Ha leído bien, sí. La Dirección General de Tributos ha determinado que los herederos que renuncien a una herencia a favor de un tercero deberán pagar el Impuesto de Sucesiones como si la hubieran aceptado. De acuerdo a su criterio, la renuncia en favor de otro se considera una “transmisión lucrativa” equiparable a una donación, interpretando una «aceptación implícita en la renuncia» -una frase algo kafkiana- que obliga al no receptor, así com al receptor, a tributar. Es decir, a pagar impuestos. El primero por sucesión, el segundo por donación.
Se argumenta, ojo, que renunciar a una herencia para beneficiar a otra persona implica una aceptación tácita de los bienes. Hacienda justifica esta medida como «una forma de frenar estrategias que buscan eludir impuestos mediante renuncias tácticas, como desviar herencias a familiares con menor carga fiscal». Estupendo, solo que la resolución no distingue entre maniobras fraudulentas y decisiones legítimas, dejando al ciudadano aún más desprotegido, sin seguridad jurídica y con una frustración considerable.

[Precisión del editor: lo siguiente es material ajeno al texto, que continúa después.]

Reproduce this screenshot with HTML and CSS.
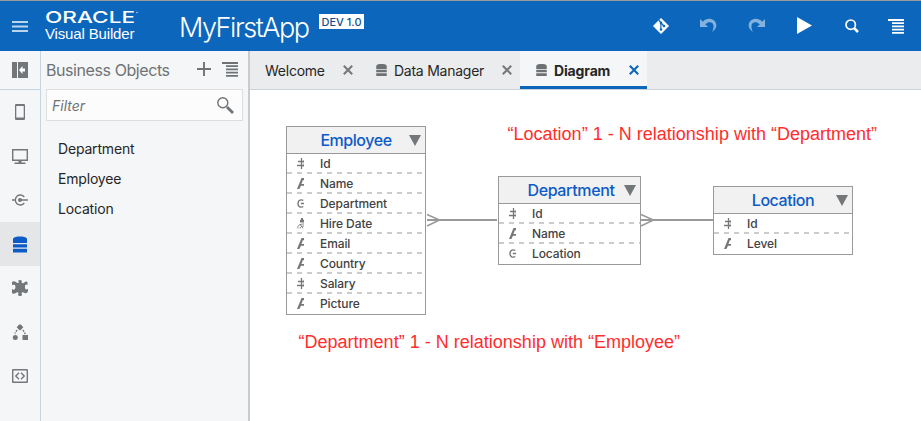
FILE: index.html
```html
<!DOCTYPE html>
<html lang="en">
<head>
<meta charset="utf-8">
<title>MyFirstApp</title>
<link rel="stylesheet" href="styles.css">
</head>
<body>
<svg class="defs" width="0" height="0">
  <symbol id="db" viewBox="0 0 14 16"><path d="M0 2.200C1 .4 4 0 7 0s6 .4 7 2.200V6.500H0zM0 7.800h14v3.200H0zM0 12.300h14V16H0z"/></symbol>
  <symbol id="close" viewBox="0 0 10 10"><path d="M.8.8l8.400 8.400M9.200.8L.8 9.200" fill="none" stroke="currentColor" stroke-width="2.100"/></symbol>
  <symbol id="menu" viewBox="0 0 16 15"><path d="M0 0h16v2H0zM4 3.300h12v1.700H4zM4 6.500h12v1.700H4zM4 9.700h12v1.700H4zM4 13h12v1.700H4z"/></symbol>
  <symbol id="num" viewBox="0 0 7 11"><path d="M4.500 0v11M1 3.500h6M0 7.500h7" fill="none" stroke="currentColor" stroke-width="1.300"/><path d="M6.300 2v7" fill="none" stroke="currentColor" stroke-width=".4"/></symbol>
  <symbol id="str" viewBox="0 0 7 11"><path d="M0 11L4.500 0H7v2.300H5.800L4.500 6H7v1.700H4L2.400 11z"/></symbol>
  <symbol id="ref" viewBox="0 0 7 11"><path d="M6.300 2.300C2.500.9 1 3.300 1 5.500s1.500 4.600 5.300 3.200M3.800 5.500H7" fill="none" stroke="currentColor" stroke-width="1.400"/></symbol>
  <symbol id="date" viewBox="0 0 7 11"><path d="M4 0h2v1.500l1 .5v2.500H3V2l1-.5z"/><path d="M.8 10.500c-.4-3 2-4.500 6.200-4.500M3 10.500c0-1.500 2-2.500 4-2.500M3 6l3 4.500" fill="none" stroke="currentColor" stroke-width=".9"/></symbol>
</svg>
<header class="topbar">
  <svg class="burger" width="16" height="12" viewBox="0 0 16 12"><path d="M0 1h16M0 5.500h16M0 10h16"/></svg>
  <div class="brand">
    <svg class="logo" width="96" height="20" viewBox="0 0 96 20"><text class="oracle" x="0" y="16" textLength="90" lengthAdjust="spacingAndGlyphs">ORACLE</text><circle cx="92" cy="5.500" r=".8" fill="#b9d5ee"/></svg>
    <span class="vb">Visual Builder</span>
  </div>
  <h1>MyFirstApp</h1>
  <span class="version">DEV 1.0</span>
  <nav class="actions">
    <svg width="16" height="16" viewBox="0 0 16 16"><path d="M8 .5L15.500 8 8 15.500.5 8z" fill="#fff" stroke="#fff" stroke-linejoin="round"/><path d="M5.700 2l2.200 2.500v7.500M8 4.800l3 3.200" fill="none" stroke="#0c66bb" stroke-width="1.200"/><circle cx="8" cy="4.900" r="1.300" fill="#0c66bb"/><circle cx="8" cy="11.500" r="1.300" fill="#0c66bb"/><circle cx="11" cy="8" r="1.300" fill="#0c66bb"/></svg>
    <svg class="dim" width="17" height="15" viewBox="0 0 17 15"><path d="M0 1v8h8L5.200 6.300C9 2.700 14 4 13.500 9c-.1 2-.6 3.500-1.500 5 3-2 4.700-4.500 4.300-7.500C15.500 1 8-1.700 2.800 3.700z"/></svg>
    <svg class="dim" width="17" height="15" viewBox="0 0 17 15"><path transform="matrix(-1 0 0 1 17 0)" d="M0 1v8h8L5.200 6.300C9 2.700 14 4 13.500 9c-.1 2-.6 3.500-1.500 5 3-2 4.700-4.500 4.300-7.500C15.500 1 8-1.700 2.800 3.700z"/></svg>
    <svg width="15" height="17" viewBox="0 0 15 17"><path d="M0 0l15 8.500L0 17z"/></svg>
    <svg class="find" width="14" height="14" viewBox="0 0 14 14"><g fill="none" stroke="#fff"><circle cx="5.700" cy="5.700" r="4.700" stroke-width="1.700"/><path d="M9 9l4 4" stroke-width="2.500"/></g></svg>
    <svg class="opts" width="16" height="15"><use href="#menu"/></svg>
  </nav>
</header>
<div class="body">
  <nav class="rail">
    <div class="rail-item collapse"><svg width="16" height="16" viewBox="0 0 16 16"><path d="M0 0h5v16H0zM6 0h10v16H6z"/><path d="M7 8l3.500-4v2.500H13v3h-2.500V12z" fill="#fff"/></svg></div>
    <div class="rail-item"><svg width="10" height="16" viewBox="0 0 10 16"><path fill-rule="evenodd" d="M1 0h8q1 0 1 1v14q0 1-1 1H1q-1 0-1-1V1q0-1 1-1zM1.300 2v11.500h7.400V2z"/></svg></div>
    <div class="rail-item"><svg width="16" height="15" viewBox="0 0 16 15"><path d="M.7.7h14.600v10.600H.7z" fill="none" stroke="currentColor" stroke-width="1.400"/><path d="M6.500 12h3v1.500h4V15h-11v-1.500h4z"/></svg></div>
    <div class="rail-item"><svg width="16" height="12" viewBox="0 0 16 12"><g fill="none" stroke="currentColor" stroke-width="1.400"><path d="M0 6h3M12.300 3A5 5 0 1 0 12.300 9M8 6h8"/></g><circle cx="8" cy="6" r="2"/></svg></div>
    <div class="rail-item selected"><svg width="14" height="17"><use href="#db" width="14" height="17"/></svg></div>
    <div class="rail-item"><svg width="16" height="16" viewBox="0 0 16 16"><path d="M6.800 2.400Q5.500 0 8 0t1.500 2.400q1.500 1.600 3-.2Q15.600.7 15.500 3v2q-1.500-1-2.200 0-.7 2 0 3.800.8 1.400 2.700 0v2.500q-1 2.500-3.500 1.600-2-1.500-3 .2 1.500 3-1.500 2.900-3 0-1.400-2.900Q5.500 11.600 4 13 .8 14.600 0 13V9q1.800 1.500 3 0 .8-2 0-4-1.200-.7-3 0V2.200Q1 .3 4 1.900q1.600 1.800 2.800.5z"/></svg></div>
    <div class="rail-item"><svg width="16" height="16" viewBox="0 0 16 16"><path d="M8 0l3.300 3.300L8 6.600 4.700 3.300zM10.500 11H16v5h-5.500z"/><circle cx="3.300" cy="13.500" r="2.500"/><circle cx="8" cy="3.300" r="2.400"/><path d="M5 6l-2 3.500M11 6l2.300 4" fill="none" stroke="currentColor" stroke-width="1.500" stroke-dasharray="1.800 1.200"/></svg></div>
    <div class="rail-item"><svg width="16" height="14" viewBox="0 0 16 14"><path d="M1.200.7h13.600q.5 0 .5.500v11.600q0 .5-.5.500H1.200q-.5 0-.5-.5V1.200q0-.5.500-.5zM7 3.800L3.800 7 7 10.200M9 3.800L12.200 7 9 10.200" fill="none" stroke="currentColor" stroke-width="1.400"/></svg></div>
  </nav>
  <aside class="panel">
    <div class="panel-head"><h2>Business Objects</h2>
      <svg class="plus" width="14" height="14" viewBox="0 0 14 14"><path d="M7 0v14M0 7h14" stroke="currentColor" stroke-width="1.900"/></svg>
      <svg class="list" width="16" height="15"><use href="#menu"/></svg></div>
    <div class="filter"><span>Filter</span><svg width="17" height="17" viewBox="0 0 17 17"><g fill="none" stroke="currentColor"><circle cx="5.800" cy="5.800" r="5" stroke-width="1.400"/><path d="M10 10l6 6" stroke-width="2.800"/></g></svg></div>
    <ul class="objects"><li>Department</li><li>Employee</li><li>Location</li></ul>
  </aside>
  <main>
    <div class="tabs">
      <div class="tab t1"><span>Welcome</span><svg class="x" width="10" height="10"><use href="#close"/></svg></div>
      <div class="tab t2"><svg class="dbi" width="11" height="12"><use href="#db" width="11" height="12"/></svg><span>Data Manager</span><svg class="x" width="10" height="10"><use href="#close"/></svg></div>
      <div class="tab t3"><svg class="dbi" width="11" height="12"><use href="#db" width="11" height="12"/></svg><span>Diagram</span><svg class="x" width="10" height="10"><use href="#close"/></svg></div>
    </div>
    <div class="canvas">
      <svg class="links" width="671" height="331" viewBox="250 90 671 331"><path d="M427 220h70M641 220h72" stroke-width="2"/><path d="M427 214.500l12.500 5.500-12.500 6M641 214.500l12.500 5.500-12.500 6" stroke-width="1.500"/></svg>
      <section class="entity employee">
        <h3><span>Employee</span><i></i></h3>
        <p><svg><use href="#num"/></svg><span>Id</span></p>
        <p><svg><use href="#str"/></svg><span>Name</span></p>
        <p><svg><use href="#ref"/></svg><span>Department</span></p>
        <p><svg><use href="#date"/></svg><span>Hire Date</span></p>
        <p><svg><use href="#str"/></svg><span>Email</span></p>
        <p><svg><use href="#str"/></svg><span>Country</span></p>
        <p><svg><use href="#num"/></svg><span>Salary</span></p>
        <p><svg><use href="#str"/></svg><span>Picture</span></p>
      </section>
      <section class="entity department">
        <h3><span>Department</span><i></i></h3>
        <p><svg><use href="#num"/></svg><span>Id</span></p>
        <p><svg><use href="#str"/></svg><span>Name</span></p>
        <p><svg><use href="#ref"/></svg><span>Location</span></p>
      </section>
      <section class="entity location">
        <h3><span>Location</span><i></i></h3>
        <p><svg><use href="#num"/></svg><span>Id</span></p>
        <p><svg><use href="#str"/></svg><span>Level</span></p>
      </section>
      <div class="note n1">“Location” 1 - N relationship with “Department”</div>
      <div class="note n2">“Department” 1 - N relationship with “Employee”</div>
    </div>
  </main>
</div>
</body>
</html>
```
FILE: styles.css
```css
* { box-sizing: border-box; }
body { margin: 0; width: 921px; height: 421px; overflow: hidden; font-family: Inter, "Liberation Sans", sans-serif; color: #262626; display: flex; flex-direction: column; background: #fff; }
h1, h2, h3, p, ul { margin: 0; padding: 0; font-weight: 400; }
svg { display: block; flex: none; fill: currentColor; }
.defs { position: absolute; }
.topbar { height: 51px; flex: none; background: #0c66bb; border-top: 1px solid #9a9a9a; color: #fff; display: flex; white-space: nowrap; }
.burger { margin: 20px 0 0 12px; stroke: #b9d5ee; stroke-width: 1.900; }
.brand { width: 134px; margin-left: 17px; padding-top: 6px; }
.logo { margin-bottom: -2px; overflow: visible; }
.oracle { font-family: Inter, sans-serif; font-weight: 500; font-size: 16px; }
.vb { display: block; font-family: "Liberation Sans", sans-serif; font-size: 15px; line-height: 18px; letter-spacing: -.15px; }
h1 { width: 132px; font-size: 27px; font-weight: 300; line-height: 53px; letter-spacing: -1.450px; }
.version { width: 45px; height: 15px; margin: 13px 0 0 8px; background: #fff; color: #15508d; font-size: 11px; line-height: 16px; text-align: center; font-weight: 500; }
.actions { margin-left: auto; width: 268px; height: 49px; padding-right: 17px; display: flex; align-items: center; justify-content: space-between; }
.find { margin: 0 -2px 0 2px; }
.opts { margin-top: 2px; }
.dim { color: #84b2de; }
.body { display: flex; flex: 1; min-height: 0; }
.rail { width: 41px; background: #f5f6f8; border-right: 1px solid #c4d5e2; color: #74777a; }
.rail-item { height: 44px; display: flex; align-items: center; justify-content: center; }
.collapse { height: 39px; border-bottom: 1px solid #c4d5e2; }
.selected { background: #e5e6e8; color: #0c5bc7; }
.panel { width: 209px; background: #f5f6f8; border-right: 2px solid #c9cbce; color: #6f7376; }
.panel-head { height: 38px; display: flex; align-items: center; padding: 0 10px 0 5px; }
h2 { font-size: 16px; letter-spacing: -.42px; flex: 1; white-space: nowrap; }
.plus { margin: -2px 11px 0 0; }
.list { margin-top: -1px; }
.filter { height: 32px; width: 197px; margin-left: 5px; border: 1px solid #dcdfe1; background: #fcfcfd; display: flex; align-items: center; justify-content: space-between; padding: 0 8px 0 5px; font-size: 14px; font-style: italic; }
.objects { list-style: none; padding: 13px 0 0 17px; font-size: 14px; line-height: 30px; letter-spacing: -.18px; color: #262626; }
main { width: 671px; display: flex; flex-direction: column; }
.tabs { height: 39px; background: #ebecee; border-bottom: 1px solid #cbd3da; display: flex; font-size: 14px; letter-spacing: -.25px; white-space: nowrap; }
.tab { height: 38px; display: flex; align-items: center; }
.tab .x { margin-left: auto; color: #77797b; }
.dbi { margin-right: 7px; color: #6e7173; }
.t1 { width: 113px; padding: 0 10px 0 15px; }
.t2 { width: 157px; padding: 0 8px 0 13px; }
.t3 { width: 127px; padding: 3px 8px 0 16px; background: #f5f6f8; border-bottom: 3px solid #0c66bb; font-weight: 700; letter-spacing: -.15px; }
.t3 .x { color: #0c66bb; }
.canvas { position: relative; flex: 1; }
.links { position: absolute; left: 0; top: 0; fill: none; stroke: #999; }
.entity { position: absolute; border: 1px solid #999; background: #fff; width: 140px; }
.employee { left: 36px; top: 36px; }
.department { left: 248px; top: 86px; width: 143px; }
.location { left: 463px; top: 96px; }
h3 { height: 27px; background: #f1f1f2; border-bottom: 1px solid #999; color: #0c5bc7; font-size: 16px; line-height: 27px; font-weight: 500; letter-spacing: -.45px; text-align: center; position: relative; }
.department h3 { padding-left: 3px; letter-spacing: -.36px; }
h3 i { position: absolute; right: 4px; top: 8px; border: 6px solid transparent; border-top: 11px solid #74777a; border-bottom: 0; }
.entity p { height: 20px; display: flex; align-items: center; padding: 0 0 2px 10px; font-size: 12px; font-weight: 500; letter-spacing: -.1px; color: #424242; background: repeating-linear-gradient(90deg, #ccc 0 5px, transparent 5px 10px) 0 18px / 100% 2px no-repeat; }
.entity p:last-child { background: none; }
.entity svg { width: 7px; height: 11px; margin-right: 16px; color: #777; }
.note { position: absolute; font-family: "Liberation Sans", sans-serif; font-size: 18px; line-height: 20px; letter-spacing: .01px; color: #ff2d2d; white-space: nowrap; }
.n1 { left: 257.500px; top: 34px; }
.n2 { left: 48.500px; top: 242px; }
```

Voracidad recaptatoria sin miramientos. Punto. No hace falta mirar más allá ni escudarse en interpretaciones legales ambiguas. La motivación es recaudar a cualquier precio, empobreciendo por el camino a la población y atacando la transmisión de riqueza de padres a hijos. Para las familias, esta interpretación complica aún más la gestión de herencias en un país con disparides fiscales notables entre regiones y una elevada carga impositiva, que no para de crecer.
En su afán por maximizar la recaudación, Hacienda pasa por alto los casos en que la renuncia responde a motivos altruistas, no a intentos de evasión. Este nuevo criterio, que grava incluso a quienes no reciben los bienes, convierte la planificación sucesoria en un saqueo mayor para los ciudadanos.